La décision de refuser le retour des Chagossiens n’a pas ébranlé leur détermination. Ils demandent une «Judicial Review». Une réunion se tient ce matin au PMO.

Le couperet est tombé mercredi 16 novembre. Dans une déclaration écrite, le gouvernement britannique a statué contre le retour des Chagossiens sur leurs îles natales. Toutefois, celui-ci a fait valoir qu’il compte allouer une compensation de £ 40 millions, soit Rs 1,8 milliard, sur une période de dix ans à tous les Chagossiens pour améliorer leur condition de vie dans leur pays d’adoption. La décision a été annoncée au Parlement de Westminster. Du côté de la communauté chagossienne, compensation ou pas, la lutte continue.

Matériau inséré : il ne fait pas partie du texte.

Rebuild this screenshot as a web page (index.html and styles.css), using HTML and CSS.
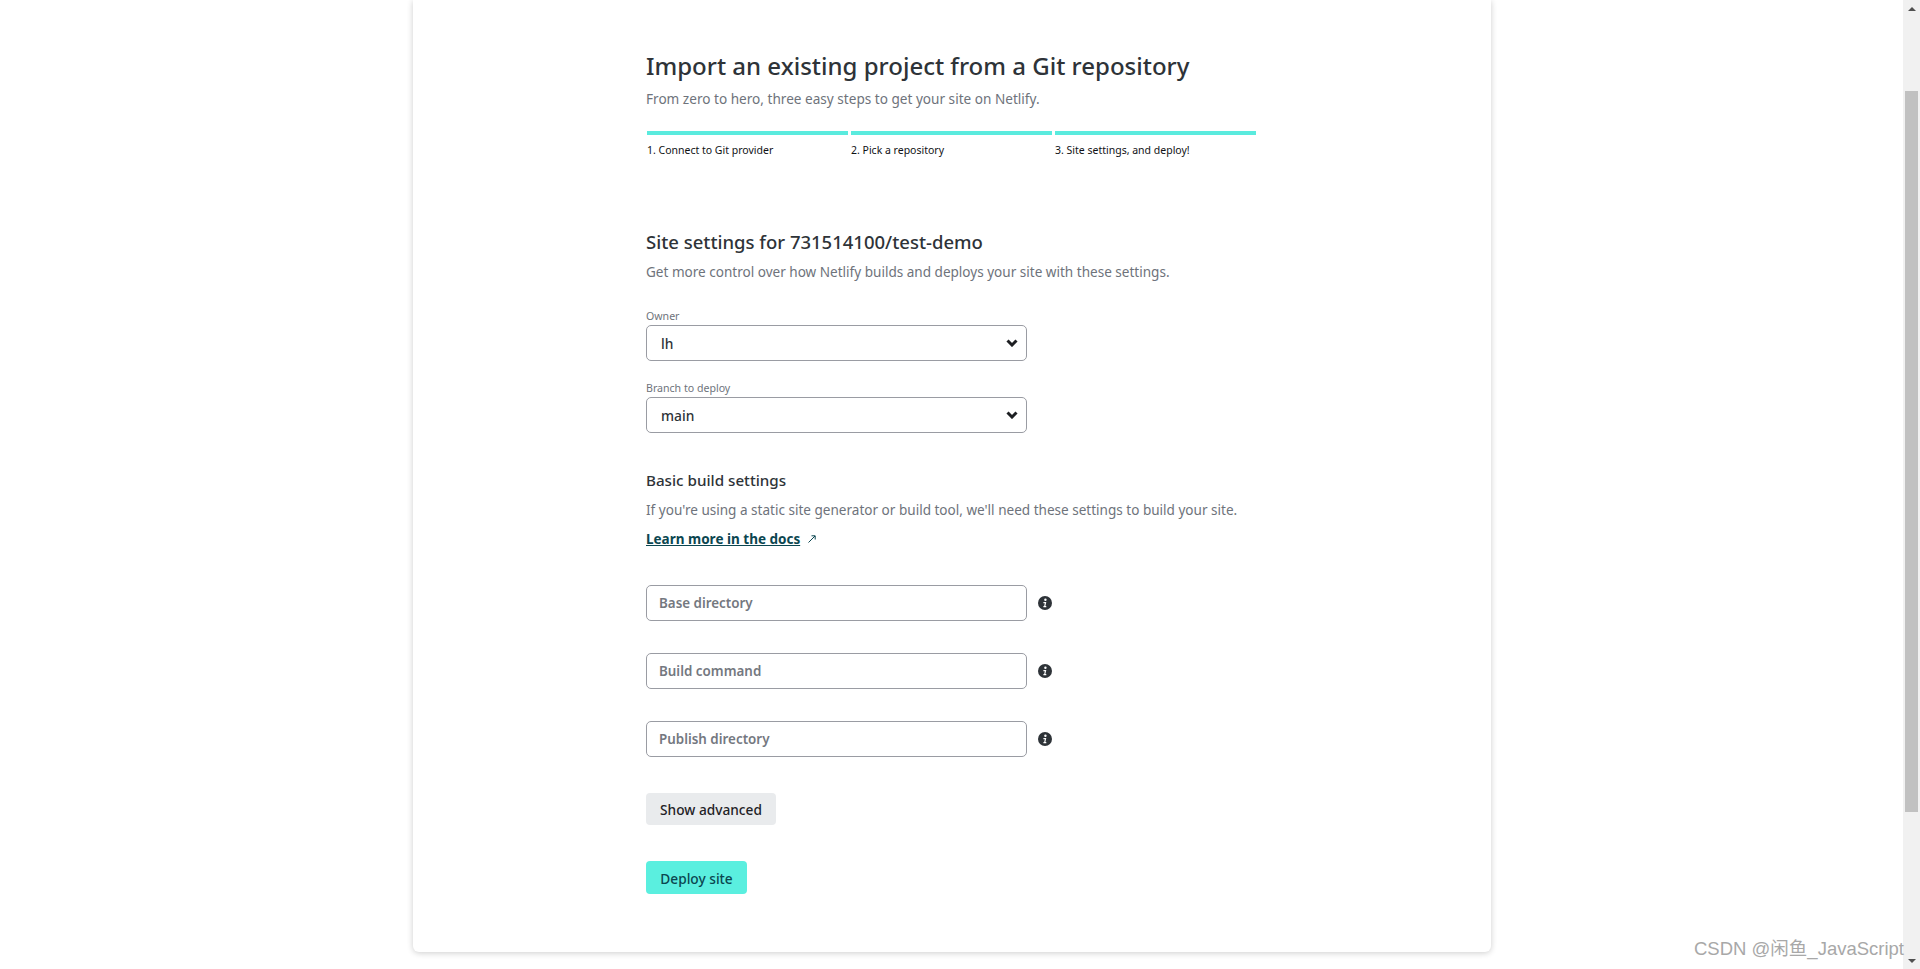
FILE: index.html
```html
<!DOCTYPE html>
<html lang="en">
<head>
  <meta charset="UTF-8" />
  <meta name="viewport" content="width=device-width, initial-scale=1.0" />
  <title>Import an existing project</title>
  <link rel="stylesheet" href="styles.css">
</head>
<body>
  <div class="page">
    <main class="card">
      <h1>Import an existing project from a Git repository</h1>
      <p class="lead">From zero to hero, three easy steps to get your site on Netlify.</p>

      <ol class="steps">
        <li>1. Connect to Git provider</li>
        <li>2. Pick a repository</li>
        <li>3. Site settings, and deploy!</li>
      </ol>

      <h2>Site settings for 731514100/test-demo</h2>
      <p class="muted">Get more control over how Netlify builds and deploys your site with these settings.</p>

      <div class="field owner">
        <span class="label">Owner</span>
        <div class="select">
          <span>lh</span>
          <svg class="chevron" viewBox="0 0 12 8"><path d="M1.5 1.5 6 6l4.5-4.5" /></svg>
        </div>
      </div>
      <div class="field branch">
        <span class="label">Branch to deploy</span>
        <div class="select">
          <span>main</span>
          <svg class="chevron" viewBox="0 0 12 8"><path d="M1.5 1.5 6 6l4.5-4.5" /></svg>
        </div>
      </div>

      <h3>Basic build settings</h3>
      <p class="muted">If you're using a static site generator or build tool, we'll need these settings to build your site.</p>
      <p class="docs"><a href="#">Learn more in the docs</a><svg class="arrow" viewBox="0 0 10 10"><path d="M1.5 8.5 8 2M4.5 1.8H8.2V5.5" /></svg></p>

      <div class="inputs">
        <div class="input-row">
          <div class="input">Base directory</div>
          <svg class="info" viewBox="0 0 14 14"><circle cx="7" cy="7" r="7" /><circle class="dot" cx="7.4" cy="3.7" r="1.2" /><path class="dot" d="M5.4 6h2.9l-.9 4h.9v1.2H5.4V10h.8l.6-2.8h-1.4z" /></svg>
        </div>
        <div class="input-row">
          <div class="input">Build command</div>
          <svg class="info" viewBox="0 0 14 14"><circle cx="7" cy="7" r="7" /><circle class="dot" cx="7.4" cy="3.7" r="1.2" /><path class="dot" d="M5.4 6h2.9l-.9 4h.9v1.2H5.4V10h.8l.6-2.8h-1.4z" /></svg>
        </div>
        <div class="input-row">
          <div class="input">Publish directory</div>
          <svg class="info" viewBox="0 0 14 14"><circle cx="7" cy="7" r="7" /><circle class="dot" cx="7.4" cy="3.7" r="1.2" /><path class="dot" d="M5.4 6h2.9l-.9 4h.9v1.2H5.4V10h.8l.6-2.8h-1.4z" /></svg>
        </div>
      </div>

      <button class="btn-advanced">Show advanced</button>
      <button class="btn-deploy">Deploy site</button>
    </main>
  </div>

  <div class="scrollbar">
    <span class="arrow-up"></span>
    <div class="track"><div class="thumb"></div></div>
    <span class="arrow-down"></span>
  </div>

  <div class="watermark">CSDN @闲鱼_JavaScript</div>
</body>
</html>
```

FILE: styles.css
```css
* { box-sizing: border-box; }
html, body { height: 100%; }
body {
  margin: 0;
  display: flex;
  overflow: hidden;
  background: #fff;
  font-family: "Noto Sans", "Noto Sans CJK SC", sans-serif;
  color: #2e3338;
}
.page { flex: 1; padding-left: 413px; }
.card {
  width: 1078px;
  height: 952px;
  padding: 0 0 0 233px;
  background: #fff;
  border-radius: 0 0 6px 6px;
  box-shadow: 0 1px 6px rgba(0,0,0,0.2);
}
h1 { margin: 0; padding-top: 49px; font-size: 24px; line-height: 34px; font-weight: 500; }
.lead { margin: 6px 0 0; font-size: 13.6px; line-height: 20px; color: #6e737b; }
.steps {
  display: flex;
  gap: 3px;
  width: 609px;
  margin: 22px 0 0 1px;
  padding: 0;
  list-style: none;
}
.steps li {
  flex: 1;
  padding-top: 7px;
  border-top: 4px solid #5aebde;
  font-size: 10.5px;
  line-height: 16px;
  color: #0f1114;
}
h2 { margin: 71px 0 0; font-size: 18.5px; line-height: 26px; font-weight: 500; }
.muted { margin: 7px 0 0; font-size: 13.55px; line-height: 20px; color: #6e737b; }
.field { width: 381px; }
.owner { margin-top: 26px; }
.branch { margin-top: 19px; }
.label { display: block; font-size: 10.6px; line-height: 16px; color: #6e737b; }
.select {
  display: flex;
  align-items: center;
  justify-content: space-between;
  height: 36px;
  margin-top: 1px;
  padding: 0 8px 0 14px;
  border: 1px solid #9a9ca3;
  border-radius: 5px;
  font-size: 13.8px;
  font-weight: 500;
}
.chevron { width: 12px; height: 8px; }
.chevron path { fill: none; stroke: #1d1f22; stroke-width: 3; }
h3 { margin: 35px 0 0; font-size: 15.2px; line-height: 25px; font-weight: 500; }
.docs { margin: 9px 0 0; font-size: 13.5px; line-height: 20px; display: flex; align-items: center; }
.docs a { color: #0b4650; font-weight: 700; }
.arrow { width: 10px; height: 10px; margin-left: 7px; }
.arrow path { fill: none; stroke: #0b4650; stroke-width: 1; }
.inputs { display: flex; flex-direction: column; gap: 32px; margin-top: 36px; }
.input-row { display: flex; align-items: center; gap: 11px; }
.input {
  display: flex;
  align-items: center;
  width: 381px;
  height: 36px;
  padding: 0 0 1px 12px;
  border: 1px solid #9a9ca3;
  border-radius: 5px;
  font-size: 13.4px;
  font-weight: 600;
  color: #74787f;
}
.info { width: 14px; height: 14px; fill: #2e3338; }
.info .dot { fill: #fff; }
button {
  display: block;
  height: 32px;
  padding: 0;
  border: none;
  border-radius: 4px;
  font-family: inherit;
  font-size: 13.7px;
  font-weight: 500;
  white-space: nowrap;
}
.btn-advanced { margin-top: 36px; width: 130px; background: #e9ebed; color: #1f2226; }
.btn-deploy { margin-top: 36px; width: 101px; height: 33px; padding-top: 1px; background: #5aefdf; color: #0b4650; }
.scrollbar {
  position: absolute;
  top: 0;
  right: 0;
  bottom: 0;
  display: flex;
  flex-direction: column;
  align-items: center;
  width: 17px;
  background: #f1f1f1;
}
.arrow-up, .arrow-down {
  width: 0;
  height: 0;
  border-left: 4px solid transparent;
  border-right: 4px solid transparent;
}
.arrow-up { margin-top: 7px; border-bottom: 4px solid #505050; }
.arrow-down { margin-bottom: 6px; border-top: 4px solid #505050; }
.track { flex: 1; width: 100%; padding: 80px 2px 0; }
.thumb { height: 721px; background: #c1c1c1; }
.watermark {
  position: absolute;
  right: 16px;
  bottom: 9px;
  font-family: "Liberation Sans", "Noto Sans CJK SC", sans-serif;
  font-size: 18.5px;
  color: #a8a8a8;
}
```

En effet, à en croire Robin Mardemootoo, représentant légal du Groupe refugiés Chagos (GRC), «les Chagossiens peuvent espérer retourner dans l’archipel grâce à l’étude de faisabilité». D’ailleurs, au bureau du Premier ministre, l’on avance avoir déjà informé sir Anerood Jugnauth, actuellement en voyage en Inde, de la décision du gouvernement britannique. Une réunion de haut niveau est prévue ce matin au bâtiment du Trésor avec des représentants du State Law Office.

En outre, un communiqué officiel devrait être émis à la mi-journée. Et en ce qui concerne la prochaine réunion du comité parlementaire sur les Chagos, prévue le 23 novembre, elle devrait analyser cette décision du gouvernement britannique et proposer des recommandations.

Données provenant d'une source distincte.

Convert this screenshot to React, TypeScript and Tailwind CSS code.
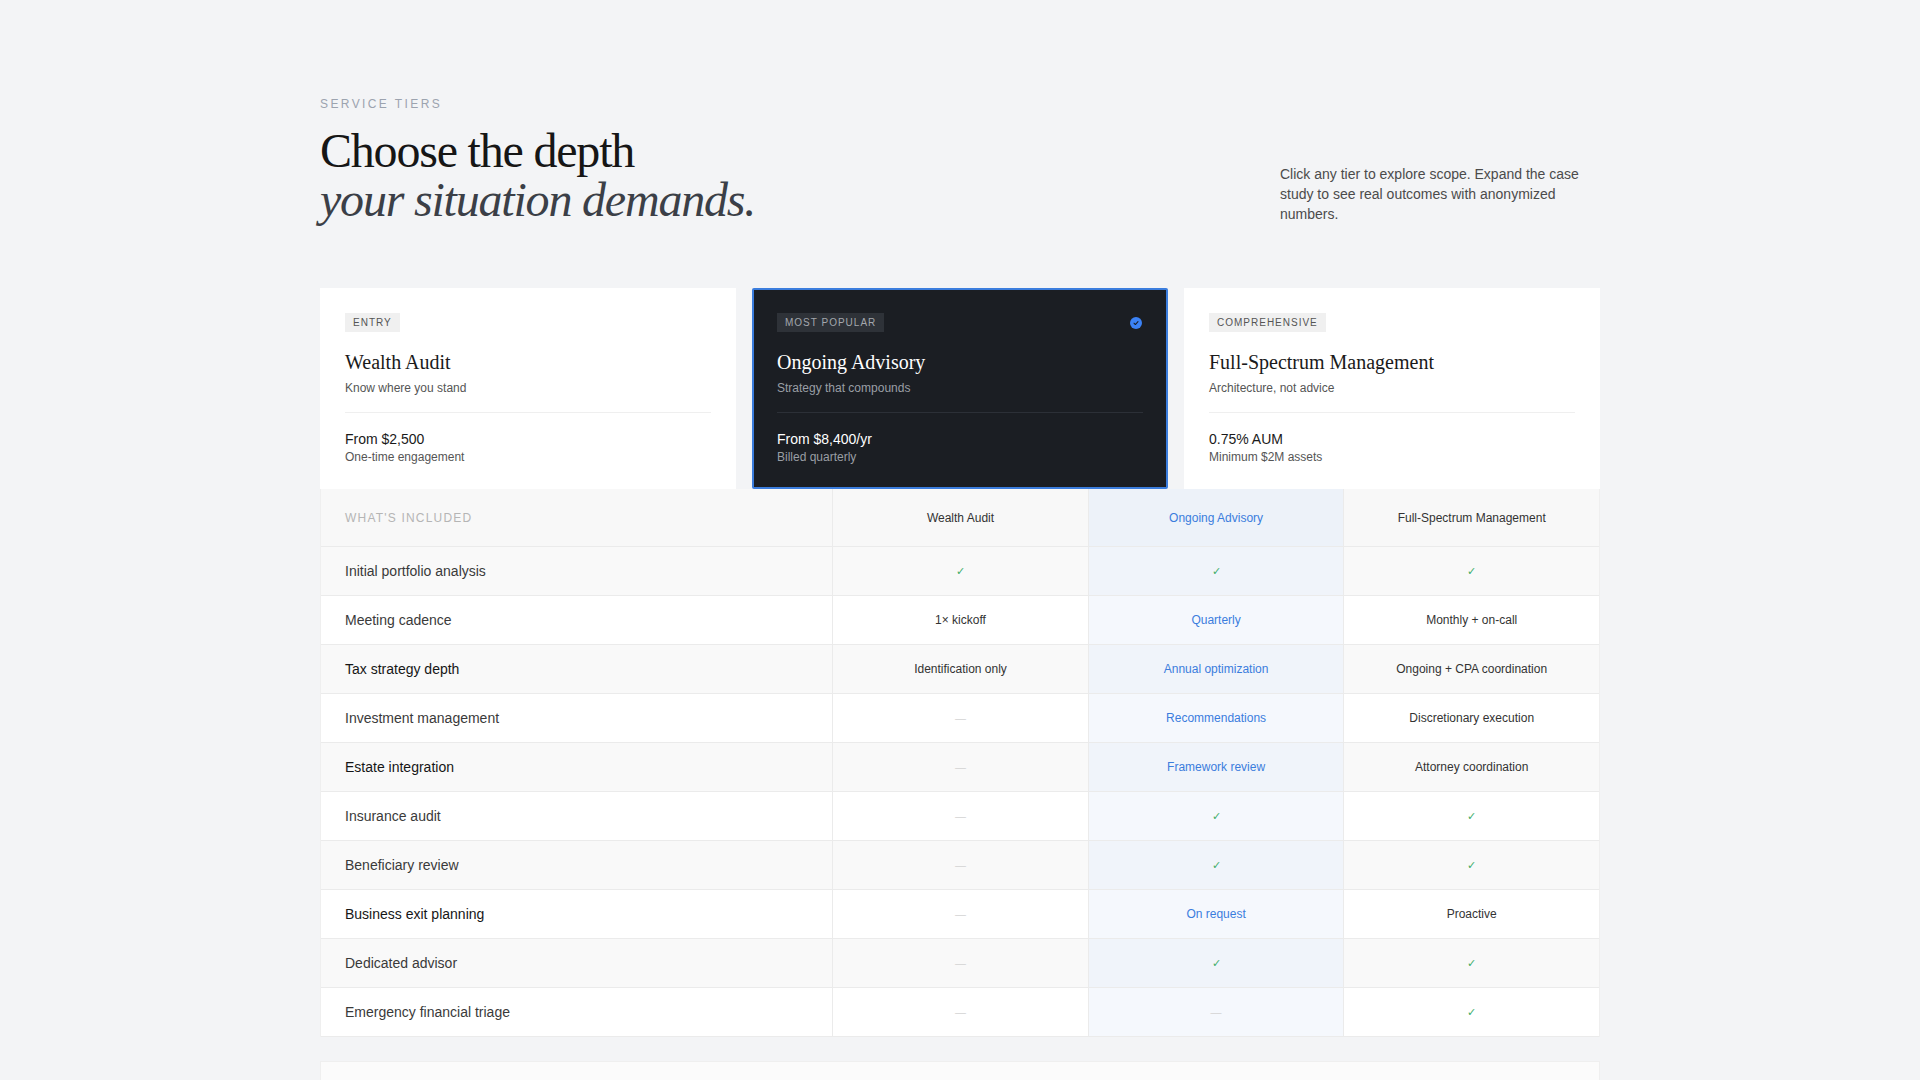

Par ailleurs, le conseil légal du GRC fait ressortir qu’ils engageront de nouvelles procédures dans les jours qui viennent. «Nous demanderons une Judicial Review de la décision du gouvernement britannique.» Après 18 ans de lutte juridique, la communauté chagossienne n’a pas le choix, déplore-t-il.

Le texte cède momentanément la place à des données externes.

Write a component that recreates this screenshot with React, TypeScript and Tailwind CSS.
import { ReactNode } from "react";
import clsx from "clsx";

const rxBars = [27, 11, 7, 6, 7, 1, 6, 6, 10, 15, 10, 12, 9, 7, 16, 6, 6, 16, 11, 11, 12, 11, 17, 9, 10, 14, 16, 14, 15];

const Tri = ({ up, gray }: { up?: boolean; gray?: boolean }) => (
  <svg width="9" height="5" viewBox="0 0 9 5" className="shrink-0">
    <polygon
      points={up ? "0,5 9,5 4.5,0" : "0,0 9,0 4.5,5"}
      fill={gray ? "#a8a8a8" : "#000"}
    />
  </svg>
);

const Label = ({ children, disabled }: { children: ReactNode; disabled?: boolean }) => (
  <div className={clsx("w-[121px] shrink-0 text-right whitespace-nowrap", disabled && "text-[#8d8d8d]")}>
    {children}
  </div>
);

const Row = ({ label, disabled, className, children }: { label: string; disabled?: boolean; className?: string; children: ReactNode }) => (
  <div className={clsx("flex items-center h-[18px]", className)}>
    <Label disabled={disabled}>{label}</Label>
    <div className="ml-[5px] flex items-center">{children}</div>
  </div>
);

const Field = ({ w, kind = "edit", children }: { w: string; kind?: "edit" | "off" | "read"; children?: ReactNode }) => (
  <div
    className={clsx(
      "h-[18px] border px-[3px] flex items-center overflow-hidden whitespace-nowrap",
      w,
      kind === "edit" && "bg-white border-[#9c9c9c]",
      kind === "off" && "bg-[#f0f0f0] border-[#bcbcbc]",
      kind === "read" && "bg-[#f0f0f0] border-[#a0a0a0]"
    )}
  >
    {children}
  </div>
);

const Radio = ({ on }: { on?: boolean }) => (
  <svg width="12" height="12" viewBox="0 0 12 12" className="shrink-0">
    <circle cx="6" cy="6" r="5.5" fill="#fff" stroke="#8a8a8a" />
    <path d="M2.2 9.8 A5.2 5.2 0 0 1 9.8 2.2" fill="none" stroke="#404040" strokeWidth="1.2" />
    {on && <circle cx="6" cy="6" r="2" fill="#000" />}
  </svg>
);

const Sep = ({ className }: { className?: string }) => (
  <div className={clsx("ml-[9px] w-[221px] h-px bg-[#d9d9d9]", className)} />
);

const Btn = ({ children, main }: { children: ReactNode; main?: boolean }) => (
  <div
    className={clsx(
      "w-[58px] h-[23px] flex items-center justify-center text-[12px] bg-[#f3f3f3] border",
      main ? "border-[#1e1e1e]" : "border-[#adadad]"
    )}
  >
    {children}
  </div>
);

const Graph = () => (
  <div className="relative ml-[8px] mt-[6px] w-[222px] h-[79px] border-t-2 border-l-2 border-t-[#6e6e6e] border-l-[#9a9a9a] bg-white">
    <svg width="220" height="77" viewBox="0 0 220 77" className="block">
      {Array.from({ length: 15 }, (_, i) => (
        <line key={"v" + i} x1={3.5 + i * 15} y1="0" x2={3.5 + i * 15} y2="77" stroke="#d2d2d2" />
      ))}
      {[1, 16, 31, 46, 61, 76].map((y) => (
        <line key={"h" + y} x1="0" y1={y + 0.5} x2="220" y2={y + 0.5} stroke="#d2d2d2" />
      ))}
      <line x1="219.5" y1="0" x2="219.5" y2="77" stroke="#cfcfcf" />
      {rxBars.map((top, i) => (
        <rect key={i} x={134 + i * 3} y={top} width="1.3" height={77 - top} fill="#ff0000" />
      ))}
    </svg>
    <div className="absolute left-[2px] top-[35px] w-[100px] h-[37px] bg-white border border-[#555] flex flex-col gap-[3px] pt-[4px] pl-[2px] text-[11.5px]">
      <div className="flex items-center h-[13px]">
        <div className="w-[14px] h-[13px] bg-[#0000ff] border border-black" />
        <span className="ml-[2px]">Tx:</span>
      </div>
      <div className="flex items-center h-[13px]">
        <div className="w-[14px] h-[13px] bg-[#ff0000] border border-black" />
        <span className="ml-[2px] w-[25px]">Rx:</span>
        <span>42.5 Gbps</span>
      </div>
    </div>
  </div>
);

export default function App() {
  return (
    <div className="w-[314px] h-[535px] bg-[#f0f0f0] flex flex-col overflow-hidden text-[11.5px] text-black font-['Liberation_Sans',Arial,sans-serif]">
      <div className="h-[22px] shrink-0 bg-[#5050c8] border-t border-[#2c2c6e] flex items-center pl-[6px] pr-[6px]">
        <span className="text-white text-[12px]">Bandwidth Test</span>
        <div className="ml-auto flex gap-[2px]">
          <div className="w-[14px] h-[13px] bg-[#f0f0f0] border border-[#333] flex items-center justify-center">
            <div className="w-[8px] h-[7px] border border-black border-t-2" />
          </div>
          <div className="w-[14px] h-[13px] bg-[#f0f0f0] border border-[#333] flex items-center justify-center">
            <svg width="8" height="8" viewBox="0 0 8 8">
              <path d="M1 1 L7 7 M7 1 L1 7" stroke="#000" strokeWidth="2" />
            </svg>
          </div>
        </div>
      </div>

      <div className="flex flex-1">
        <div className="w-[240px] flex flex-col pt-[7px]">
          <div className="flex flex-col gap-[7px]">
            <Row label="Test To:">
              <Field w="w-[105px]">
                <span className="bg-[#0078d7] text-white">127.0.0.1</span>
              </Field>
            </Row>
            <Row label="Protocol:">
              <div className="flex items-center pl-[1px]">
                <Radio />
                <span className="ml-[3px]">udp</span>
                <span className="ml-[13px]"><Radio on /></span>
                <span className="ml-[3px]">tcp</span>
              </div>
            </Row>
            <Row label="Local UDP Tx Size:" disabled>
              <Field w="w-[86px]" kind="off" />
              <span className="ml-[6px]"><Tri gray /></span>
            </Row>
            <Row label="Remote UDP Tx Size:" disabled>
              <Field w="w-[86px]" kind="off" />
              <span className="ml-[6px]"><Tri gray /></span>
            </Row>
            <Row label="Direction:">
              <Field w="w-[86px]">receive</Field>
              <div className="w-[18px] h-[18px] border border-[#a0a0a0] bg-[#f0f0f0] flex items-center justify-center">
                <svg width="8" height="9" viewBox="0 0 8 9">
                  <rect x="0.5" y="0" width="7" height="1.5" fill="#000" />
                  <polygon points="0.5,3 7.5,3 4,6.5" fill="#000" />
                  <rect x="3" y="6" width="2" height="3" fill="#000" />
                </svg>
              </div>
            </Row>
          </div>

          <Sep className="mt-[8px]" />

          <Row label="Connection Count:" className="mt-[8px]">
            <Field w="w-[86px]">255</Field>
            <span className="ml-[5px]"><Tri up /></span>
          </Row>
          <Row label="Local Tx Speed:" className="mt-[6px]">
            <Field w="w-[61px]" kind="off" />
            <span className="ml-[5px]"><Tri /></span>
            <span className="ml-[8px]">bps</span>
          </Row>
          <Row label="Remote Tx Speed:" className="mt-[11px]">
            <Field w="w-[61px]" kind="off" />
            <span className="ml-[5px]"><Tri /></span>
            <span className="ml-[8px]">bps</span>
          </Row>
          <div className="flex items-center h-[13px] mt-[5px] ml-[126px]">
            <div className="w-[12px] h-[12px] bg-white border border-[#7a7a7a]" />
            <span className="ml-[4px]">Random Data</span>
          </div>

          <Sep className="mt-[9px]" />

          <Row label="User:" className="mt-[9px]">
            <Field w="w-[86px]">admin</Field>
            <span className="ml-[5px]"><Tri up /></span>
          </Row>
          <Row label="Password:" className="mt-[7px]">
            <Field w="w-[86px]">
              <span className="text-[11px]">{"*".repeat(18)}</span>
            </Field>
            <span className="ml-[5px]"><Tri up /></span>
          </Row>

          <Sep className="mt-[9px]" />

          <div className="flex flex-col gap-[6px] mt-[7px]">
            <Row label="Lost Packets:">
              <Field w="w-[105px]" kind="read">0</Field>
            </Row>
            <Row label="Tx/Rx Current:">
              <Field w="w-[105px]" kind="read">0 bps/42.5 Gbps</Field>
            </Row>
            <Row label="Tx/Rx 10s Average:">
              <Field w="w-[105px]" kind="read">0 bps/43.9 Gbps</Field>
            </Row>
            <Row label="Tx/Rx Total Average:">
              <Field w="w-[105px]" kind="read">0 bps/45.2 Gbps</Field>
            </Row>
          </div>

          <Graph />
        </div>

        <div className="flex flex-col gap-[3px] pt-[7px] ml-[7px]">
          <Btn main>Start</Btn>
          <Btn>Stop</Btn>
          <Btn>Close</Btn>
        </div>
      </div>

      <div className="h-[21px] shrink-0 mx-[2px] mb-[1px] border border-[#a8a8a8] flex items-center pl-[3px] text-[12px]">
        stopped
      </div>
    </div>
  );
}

Même son de cloche du côté de Pierre Prosper, président du Comité des Chagossiens aux Seychelles. «Notre lutte reste le retour de la communauté chagossienne sur leurs îles natales», soutient-il. «Nous accueillons la décision du gouvernement britannique pour une aide financière, mais ce n’est pas suffisant», poursuit-il.

Cette compensation n’est pas appropriée comparé au mal infligé au peuple chagossien. «Ils disent que le retour des Chagossiens coûtera trop cher. Pourquoi ne pas faire payer un loyer aux Américains ? Cet argent ira dans un fonds pour financer notre retour», propose Pierre Prosper.

À noter que le Comité des Chagossiens aux Seychelles se rencontrera cette semaine. Il est prévu que les membres se rendent au haut-commissariat britannique aux Seychelles avant de décider de la marche à suivre.

Qu’en est-il des Chagossiens habitant au RoyaumeUni ? «On pensait qu’ils allaient corriger cette injustice, mais ils n’ont rien fait. Le débat était toujours renvoyé. David Cameron a demandé d’attendre que Theresa May se prononce et maintenant qu’elle est là, il n’y a toujours rien», dit Frankie Bontemps, qui habite la région de Crawley en Angleterre.

Ce qu’il regrette le plus ? C’est que les familles chagossiennes sont divisées, avec une partie en Angleterre, une autre à Maurice ou ailleurs. «Il nous faut continuer le combat et prendre des actions contre le gouvernement britannique.»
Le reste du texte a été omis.